GURBAKHSH SIṄGH, BHĀĪ (1688-1764), also known as Gurbakhsh Siṅgh Nihaṅg or Shahīd, hailed from the village of Līl, in Amritsar district. According to an old manuscript which was preserved in the Sikh Reference Library, Amritsar, until it perished in the Army action in 1984, and which is quoted by Siṅgh Sāhib Giānī Kirpāl Siṅgh, he was born on Baisākh vadī 5, 1745 Bk/ 10 April 1688 (father Bhāī Dasaundhā, mother Māī Lachchhamī). In 1693, the family shifted to Anandpur where Gurbakhsh Siṅgh took pāhul of the Khālsā on the historic Baisākhī day of 1699. He completed his religious education under Bhāī Manī Siṅgh.
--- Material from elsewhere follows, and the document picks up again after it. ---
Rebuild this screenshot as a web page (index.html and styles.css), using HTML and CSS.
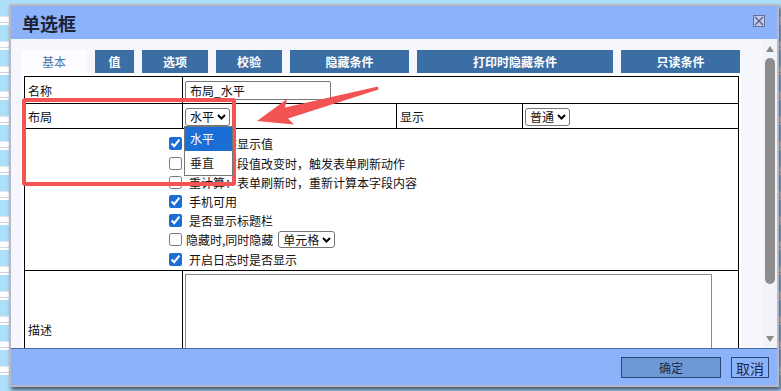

He later joined the Shahīd misl under Bābā Dīp Siṅgh and, after the latter's death in 1757, organized his own jathā or fighting band. In the battles against the Durrānīs and the Mughals in the eighteenth century, his ḍerā or small group usually formed the vanguard carrying the banner, and won renown for its acts of gallantry. When in November 1764 Ahmad Shāh Durrānī, at the head of 30,000 men, invaded India for the seventh time, Bhāī Gurbakhsh Siṅgh happened to be stationed at the holy shrine at Amritsar. The Durrānī advanced up to the town virtually unopposed and entered the partially reconstructed Harimandar, which he had demolished two years earlier. Bhāī Gurbakhsh Siṅgh, who had already evacuated from the precincts women, children and the aged, had with him only thirty men. According to Ratan Siṅgh Bhaṅgū, Prāchīn Panth Prakāsh, "Bhāī Gurbakhsh Siṅgh, with garlands around his neck and sword on his shoulder, dressed himself as a bridegroom, his men forming the marriage party, waiting eagerly to court the bride-death." As soon as they saw the Afghān King and his hordes, they swooped down upon them. This was an unequal flight -- thirty pitted against thirty thousand. All thirty Sikhs were killed before Gurbakhsh Siṅgh, though throughout in the forefront, also fell. Giving an eye-witness account of the action, Qāzī Nūr Muhammad, the chronicler who was in the train of the invader, writes in his Jaṅgnāmah:

        When the King and his army reached the Chakk (Amritsar), they did not see any[infidel] there. But a few men staying in a fortress were bent upon spilling their blood and they sacrificed themselves for their Gurū.... They were only thirty in number. They did not have the least fear of death. They engaged the Ghāzīs and spilled their blood in the process. Thus all of them were slaughtered and consigned to the seventh [hell].

        

        This happened on 1 December 1764. Bhāī Gurbakhsh Siṅgh was cremated behind Takht Akāl Buṅgā. Later, a tomb was built on the site which is now known as Shahīd Gañj.

BIBLIOGRAPHY

  1. Bhaṅgū, Ratan Siṅgh, Prāchīn Panth Prakāsh. Amritsar, 1914
  2. Giān Siṅgh, Giānī, Panth Prakāsh [Reprint]. Patiala, 1970
  3. Latif, Syad Muhammad, History of the Panjab. Delhi, 1964
  4. Prinsep, Henry T., Origin of the Sikh Power in the Punjab. Calcutta, .1834
  5. Sar, Sardār Siṅgh, Parupkārī Hīre. Amritsar, n.d.